WHAT NEEDS TO BE DONE>
Determine which lines of the records include the word "this", and copy them.

RECORDS TO PROCESS>
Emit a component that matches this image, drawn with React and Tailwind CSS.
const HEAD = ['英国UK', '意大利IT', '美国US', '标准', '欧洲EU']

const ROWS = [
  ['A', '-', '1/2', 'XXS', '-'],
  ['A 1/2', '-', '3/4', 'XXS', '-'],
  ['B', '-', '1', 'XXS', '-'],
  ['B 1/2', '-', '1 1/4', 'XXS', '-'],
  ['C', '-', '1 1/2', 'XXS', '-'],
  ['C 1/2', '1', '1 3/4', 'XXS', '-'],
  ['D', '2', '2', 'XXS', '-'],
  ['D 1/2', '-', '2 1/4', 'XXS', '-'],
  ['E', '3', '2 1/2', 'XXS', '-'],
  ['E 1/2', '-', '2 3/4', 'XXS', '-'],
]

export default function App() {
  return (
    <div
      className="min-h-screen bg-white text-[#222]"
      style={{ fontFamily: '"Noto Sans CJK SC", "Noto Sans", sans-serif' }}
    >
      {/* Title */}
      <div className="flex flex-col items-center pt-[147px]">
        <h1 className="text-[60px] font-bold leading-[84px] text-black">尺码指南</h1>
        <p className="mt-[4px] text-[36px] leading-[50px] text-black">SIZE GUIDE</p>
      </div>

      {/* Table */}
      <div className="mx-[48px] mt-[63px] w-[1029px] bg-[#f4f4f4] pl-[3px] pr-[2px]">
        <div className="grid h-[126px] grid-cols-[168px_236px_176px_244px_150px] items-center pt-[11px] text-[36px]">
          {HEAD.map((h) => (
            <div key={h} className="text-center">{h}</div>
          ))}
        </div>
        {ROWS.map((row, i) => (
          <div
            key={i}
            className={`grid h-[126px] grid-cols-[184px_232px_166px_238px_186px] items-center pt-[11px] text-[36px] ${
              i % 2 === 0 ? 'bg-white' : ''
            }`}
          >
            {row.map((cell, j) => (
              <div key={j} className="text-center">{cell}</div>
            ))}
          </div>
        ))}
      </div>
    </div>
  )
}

---

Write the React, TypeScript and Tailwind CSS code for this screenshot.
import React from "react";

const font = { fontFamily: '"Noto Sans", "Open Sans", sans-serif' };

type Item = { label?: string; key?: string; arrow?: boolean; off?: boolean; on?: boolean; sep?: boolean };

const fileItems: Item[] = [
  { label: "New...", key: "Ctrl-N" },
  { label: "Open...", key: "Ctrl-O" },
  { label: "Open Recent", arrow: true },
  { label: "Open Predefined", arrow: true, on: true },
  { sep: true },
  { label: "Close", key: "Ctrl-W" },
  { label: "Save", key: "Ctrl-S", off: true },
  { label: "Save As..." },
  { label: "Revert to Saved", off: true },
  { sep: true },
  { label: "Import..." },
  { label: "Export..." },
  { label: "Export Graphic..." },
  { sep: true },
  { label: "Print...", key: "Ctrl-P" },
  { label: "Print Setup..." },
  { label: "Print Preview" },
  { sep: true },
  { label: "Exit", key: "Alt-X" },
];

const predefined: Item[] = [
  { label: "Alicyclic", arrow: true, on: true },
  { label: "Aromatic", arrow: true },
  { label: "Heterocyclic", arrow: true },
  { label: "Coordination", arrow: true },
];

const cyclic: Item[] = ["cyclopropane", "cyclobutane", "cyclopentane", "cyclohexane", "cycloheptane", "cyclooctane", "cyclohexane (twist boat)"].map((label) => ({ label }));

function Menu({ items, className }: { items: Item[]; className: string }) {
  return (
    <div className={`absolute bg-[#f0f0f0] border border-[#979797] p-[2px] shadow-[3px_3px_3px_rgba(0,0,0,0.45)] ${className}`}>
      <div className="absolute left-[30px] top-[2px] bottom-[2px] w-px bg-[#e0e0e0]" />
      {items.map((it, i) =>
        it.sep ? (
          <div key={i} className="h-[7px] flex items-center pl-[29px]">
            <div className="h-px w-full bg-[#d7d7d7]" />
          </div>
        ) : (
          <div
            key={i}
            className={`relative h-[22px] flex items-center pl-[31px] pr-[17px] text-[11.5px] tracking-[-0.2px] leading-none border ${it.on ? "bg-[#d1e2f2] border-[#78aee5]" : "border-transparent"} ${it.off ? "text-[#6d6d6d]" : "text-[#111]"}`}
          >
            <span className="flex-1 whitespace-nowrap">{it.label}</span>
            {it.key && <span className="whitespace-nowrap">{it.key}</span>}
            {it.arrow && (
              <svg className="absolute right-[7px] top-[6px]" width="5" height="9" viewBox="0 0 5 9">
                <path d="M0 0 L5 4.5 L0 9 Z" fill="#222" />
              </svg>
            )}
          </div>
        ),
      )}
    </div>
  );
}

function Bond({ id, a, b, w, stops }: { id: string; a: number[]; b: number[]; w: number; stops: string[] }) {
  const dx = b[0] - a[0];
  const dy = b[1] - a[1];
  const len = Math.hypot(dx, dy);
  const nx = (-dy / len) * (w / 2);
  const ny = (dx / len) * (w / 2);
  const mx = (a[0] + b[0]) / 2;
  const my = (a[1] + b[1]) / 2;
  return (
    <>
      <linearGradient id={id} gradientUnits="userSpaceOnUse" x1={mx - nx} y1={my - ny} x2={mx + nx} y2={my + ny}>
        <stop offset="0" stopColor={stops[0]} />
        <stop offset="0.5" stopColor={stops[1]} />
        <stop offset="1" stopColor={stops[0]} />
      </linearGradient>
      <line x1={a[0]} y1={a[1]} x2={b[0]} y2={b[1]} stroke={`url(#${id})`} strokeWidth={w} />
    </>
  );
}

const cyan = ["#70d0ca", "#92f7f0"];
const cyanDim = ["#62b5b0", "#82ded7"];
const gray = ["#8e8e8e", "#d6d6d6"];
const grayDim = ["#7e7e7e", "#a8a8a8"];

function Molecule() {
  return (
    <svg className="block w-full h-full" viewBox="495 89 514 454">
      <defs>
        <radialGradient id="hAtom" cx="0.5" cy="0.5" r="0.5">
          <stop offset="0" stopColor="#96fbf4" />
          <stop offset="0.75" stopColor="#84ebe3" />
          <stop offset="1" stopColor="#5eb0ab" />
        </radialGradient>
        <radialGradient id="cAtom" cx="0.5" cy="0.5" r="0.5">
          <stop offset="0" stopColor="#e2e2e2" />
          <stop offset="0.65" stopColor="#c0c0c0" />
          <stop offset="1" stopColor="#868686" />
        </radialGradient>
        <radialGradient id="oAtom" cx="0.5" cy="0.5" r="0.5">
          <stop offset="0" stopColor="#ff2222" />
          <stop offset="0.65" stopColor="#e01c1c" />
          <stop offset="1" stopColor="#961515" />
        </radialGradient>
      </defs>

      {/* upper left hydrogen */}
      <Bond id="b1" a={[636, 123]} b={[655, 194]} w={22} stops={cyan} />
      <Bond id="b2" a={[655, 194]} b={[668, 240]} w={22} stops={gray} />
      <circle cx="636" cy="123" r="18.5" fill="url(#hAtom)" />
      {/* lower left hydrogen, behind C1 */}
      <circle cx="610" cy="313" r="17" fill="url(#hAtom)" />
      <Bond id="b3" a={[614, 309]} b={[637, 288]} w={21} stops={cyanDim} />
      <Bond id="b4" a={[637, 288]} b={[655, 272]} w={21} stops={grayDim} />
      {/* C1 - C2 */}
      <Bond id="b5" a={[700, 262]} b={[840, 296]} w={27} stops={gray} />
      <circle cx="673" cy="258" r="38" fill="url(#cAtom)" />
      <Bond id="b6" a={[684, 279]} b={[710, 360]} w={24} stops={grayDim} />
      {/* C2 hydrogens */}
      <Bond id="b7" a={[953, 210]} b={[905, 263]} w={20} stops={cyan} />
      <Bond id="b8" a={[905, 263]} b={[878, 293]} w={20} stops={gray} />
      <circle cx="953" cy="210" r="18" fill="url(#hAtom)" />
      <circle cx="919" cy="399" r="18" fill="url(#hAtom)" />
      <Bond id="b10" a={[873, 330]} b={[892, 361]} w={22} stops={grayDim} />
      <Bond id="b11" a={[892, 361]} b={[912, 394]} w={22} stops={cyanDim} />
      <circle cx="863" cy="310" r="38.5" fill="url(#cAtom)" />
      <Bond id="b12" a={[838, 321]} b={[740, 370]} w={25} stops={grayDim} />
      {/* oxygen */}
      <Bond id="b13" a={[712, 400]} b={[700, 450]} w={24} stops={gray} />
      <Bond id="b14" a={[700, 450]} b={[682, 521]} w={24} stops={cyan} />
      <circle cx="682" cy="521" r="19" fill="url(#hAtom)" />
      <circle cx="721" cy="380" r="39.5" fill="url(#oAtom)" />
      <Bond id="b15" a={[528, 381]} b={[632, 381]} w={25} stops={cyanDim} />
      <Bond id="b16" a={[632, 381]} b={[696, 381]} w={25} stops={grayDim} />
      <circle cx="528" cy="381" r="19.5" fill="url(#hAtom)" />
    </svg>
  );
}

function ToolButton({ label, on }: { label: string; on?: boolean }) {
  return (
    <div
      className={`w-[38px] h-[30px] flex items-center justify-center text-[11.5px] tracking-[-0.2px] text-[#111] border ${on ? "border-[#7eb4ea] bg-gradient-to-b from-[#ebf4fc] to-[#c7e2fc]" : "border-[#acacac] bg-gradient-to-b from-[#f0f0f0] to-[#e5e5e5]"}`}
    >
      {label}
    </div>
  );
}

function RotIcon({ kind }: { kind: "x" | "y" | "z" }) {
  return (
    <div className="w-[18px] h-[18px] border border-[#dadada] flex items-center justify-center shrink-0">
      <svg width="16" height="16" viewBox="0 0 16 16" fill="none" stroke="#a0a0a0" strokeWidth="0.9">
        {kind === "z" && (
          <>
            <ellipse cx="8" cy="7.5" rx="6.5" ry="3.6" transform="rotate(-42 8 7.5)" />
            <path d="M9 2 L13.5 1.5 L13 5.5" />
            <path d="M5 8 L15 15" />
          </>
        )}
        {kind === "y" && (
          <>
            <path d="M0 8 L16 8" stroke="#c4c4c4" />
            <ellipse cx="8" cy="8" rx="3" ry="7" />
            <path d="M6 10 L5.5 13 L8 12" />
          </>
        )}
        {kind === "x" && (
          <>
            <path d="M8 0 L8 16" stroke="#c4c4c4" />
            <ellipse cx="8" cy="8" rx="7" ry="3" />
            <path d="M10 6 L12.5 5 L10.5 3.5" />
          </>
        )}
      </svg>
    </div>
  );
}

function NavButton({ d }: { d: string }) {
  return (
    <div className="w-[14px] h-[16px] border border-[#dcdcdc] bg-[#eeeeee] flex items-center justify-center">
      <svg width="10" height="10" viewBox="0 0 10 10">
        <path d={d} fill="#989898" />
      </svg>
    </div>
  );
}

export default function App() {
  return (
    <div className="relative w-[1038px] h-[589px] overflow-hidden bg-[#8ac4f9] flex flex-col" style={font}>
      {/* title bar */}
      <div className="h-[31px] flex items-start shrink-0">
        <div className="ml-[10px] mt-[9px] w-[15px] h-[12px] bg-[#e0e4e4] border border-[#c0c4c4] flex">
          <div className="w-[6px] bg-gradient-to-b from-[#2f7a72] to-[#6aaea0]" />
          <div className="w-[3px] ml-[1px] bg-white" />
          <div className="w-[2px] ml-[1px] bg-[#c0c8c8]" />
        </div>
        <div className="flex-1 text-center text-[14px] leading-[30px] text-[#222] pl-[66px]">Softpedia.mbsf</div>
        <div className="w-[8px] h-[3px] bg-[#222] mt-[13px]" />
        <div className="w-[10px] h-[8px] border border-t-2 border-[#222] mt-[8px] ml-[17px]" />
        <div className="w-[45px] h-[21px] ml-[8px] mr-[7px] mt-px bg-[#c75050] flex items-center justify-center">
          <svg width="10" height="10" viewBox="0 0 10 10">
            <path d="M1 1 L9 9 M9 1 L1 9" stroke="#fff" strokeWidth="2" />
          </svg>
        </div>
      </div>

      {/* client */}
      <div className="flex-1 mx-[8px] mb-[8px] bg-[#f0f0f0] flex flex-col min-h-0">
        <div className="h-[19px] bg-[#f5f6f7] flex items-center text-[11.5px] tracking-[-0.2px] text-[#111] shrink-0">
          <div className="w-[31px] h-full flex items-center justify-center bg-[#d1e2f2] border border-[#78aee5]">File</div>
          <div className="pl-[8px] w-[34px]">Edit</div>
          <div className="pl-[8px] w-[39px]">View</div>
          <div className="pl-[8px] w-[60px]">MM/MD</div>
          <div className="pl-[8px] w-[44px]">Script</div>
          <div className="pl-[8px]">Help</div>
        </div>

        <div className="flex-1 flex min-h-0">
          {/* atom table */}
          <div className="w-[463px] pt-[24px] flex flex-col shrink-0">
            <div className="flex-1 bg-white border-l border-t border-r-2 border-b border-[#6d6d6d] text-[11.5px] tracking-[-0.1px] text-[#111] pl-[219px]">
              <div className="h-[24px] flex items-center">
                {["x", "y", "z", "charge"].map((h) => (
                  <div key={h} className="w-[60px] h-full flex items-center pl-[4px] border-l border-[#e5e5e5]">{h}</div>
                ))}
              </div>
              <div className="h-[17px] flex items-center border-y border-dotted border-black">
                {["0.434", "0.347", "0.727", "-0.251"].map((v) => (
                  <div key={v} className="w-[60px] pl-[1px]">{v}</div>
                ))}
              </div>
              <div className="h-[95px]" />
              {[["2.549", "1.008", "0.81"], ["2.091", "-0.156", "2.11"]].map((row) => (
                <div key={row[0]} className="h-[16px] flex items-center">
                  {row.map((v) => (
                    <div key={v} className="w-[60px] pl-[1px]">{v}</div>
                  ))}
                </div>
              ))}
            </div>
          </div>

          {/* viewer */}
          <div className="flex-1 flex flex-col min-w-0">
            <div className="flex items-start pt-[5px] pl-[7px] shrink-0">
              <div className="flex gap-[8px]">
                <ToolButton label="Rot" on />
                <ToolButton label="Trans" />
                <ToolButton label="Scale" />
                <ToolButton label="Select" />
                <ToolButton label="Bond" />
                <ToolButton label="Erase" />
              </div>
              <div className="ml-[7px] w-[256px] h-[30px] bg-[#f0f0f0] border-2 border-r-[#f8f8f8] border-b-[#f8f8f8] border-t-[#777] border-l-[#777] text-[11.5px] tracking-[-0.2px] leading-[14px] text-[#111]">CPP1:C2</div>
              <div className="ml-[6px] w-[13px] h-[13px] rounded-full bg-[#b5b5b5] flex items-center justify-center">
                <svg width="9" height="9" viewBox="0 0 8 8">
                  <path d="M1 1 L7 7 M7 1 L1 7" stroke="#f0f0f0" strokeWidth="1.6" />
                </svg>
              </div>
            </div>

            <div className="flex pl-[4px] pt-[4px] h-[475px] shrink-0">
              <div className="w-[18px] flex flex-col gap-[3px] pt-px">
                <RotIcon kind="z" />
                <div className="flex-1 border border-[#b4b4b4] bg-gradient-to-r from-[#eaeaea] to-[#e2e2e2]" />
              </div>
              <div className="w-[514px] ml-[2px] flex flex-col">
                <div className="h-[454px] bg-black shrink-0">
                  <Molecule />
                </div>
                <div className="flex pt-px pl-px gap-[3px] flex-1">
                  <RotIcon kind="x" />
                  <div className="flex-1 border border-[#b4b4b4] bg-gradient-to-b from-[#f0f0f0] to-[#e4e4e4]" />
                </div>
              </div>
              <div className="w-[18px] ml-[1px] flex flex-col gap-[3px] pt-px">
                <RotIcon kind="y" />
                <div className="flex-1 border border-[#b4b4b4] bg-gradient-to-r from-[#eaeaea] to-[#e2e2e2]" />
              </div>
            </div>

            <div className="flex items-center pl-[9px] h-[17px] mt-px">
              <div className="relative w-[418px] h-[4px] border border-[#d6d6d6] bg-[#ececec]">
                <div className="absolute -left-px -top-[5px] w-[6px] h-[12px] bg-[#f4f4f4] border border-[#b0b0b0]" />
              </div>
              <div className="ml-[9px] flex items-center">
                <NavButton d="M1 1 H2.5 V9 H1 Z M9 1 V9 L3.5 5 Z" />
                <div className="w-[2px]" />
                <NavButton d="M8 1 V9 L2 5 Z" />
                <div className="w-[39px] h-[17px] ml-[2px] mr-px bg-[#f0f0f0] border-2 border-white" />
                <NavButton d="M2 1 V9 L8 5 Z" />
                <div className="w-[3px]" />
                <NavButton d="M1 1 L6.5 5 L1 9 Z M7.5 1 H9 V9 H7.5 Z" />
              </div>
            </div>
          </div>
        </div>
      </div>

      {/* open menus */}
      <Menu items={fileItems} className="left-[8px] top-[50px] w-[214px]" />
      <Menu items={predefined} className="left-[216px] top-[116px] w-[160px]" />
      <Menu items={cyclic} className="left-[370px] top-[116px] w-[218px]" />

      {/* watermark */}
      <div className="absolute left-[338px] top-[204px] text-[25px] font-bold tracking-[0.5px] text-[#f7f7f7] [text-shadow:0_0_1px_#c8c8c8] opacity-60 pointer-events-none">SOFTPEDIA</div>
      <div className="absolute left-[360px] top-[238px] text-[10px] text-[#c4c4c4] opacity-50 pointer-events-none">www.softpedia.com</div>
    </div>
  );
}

* * *

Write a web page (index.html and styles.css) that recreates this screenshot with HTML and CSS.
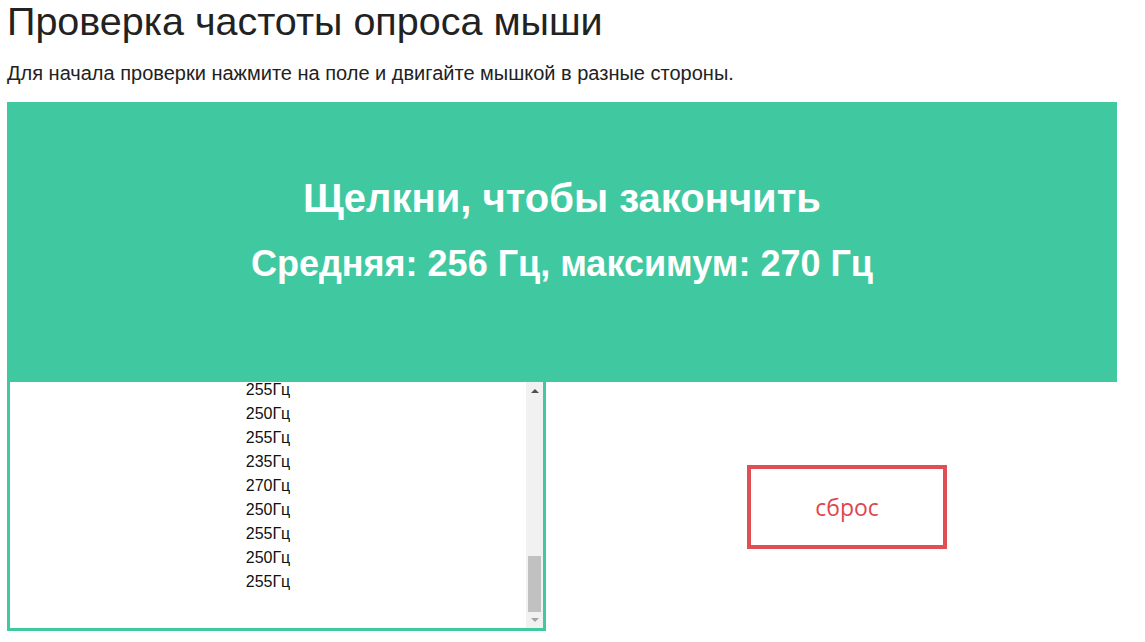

CORRECT RESPONSE>
Emit a component that matches this image, drawn with React and Tailwind CSS.
Write the React, TypeScript and Tailwind CSS code for this screenshot.
Write a web page (index.html and styles.css) that recreates this screenshot with HTML and CSS.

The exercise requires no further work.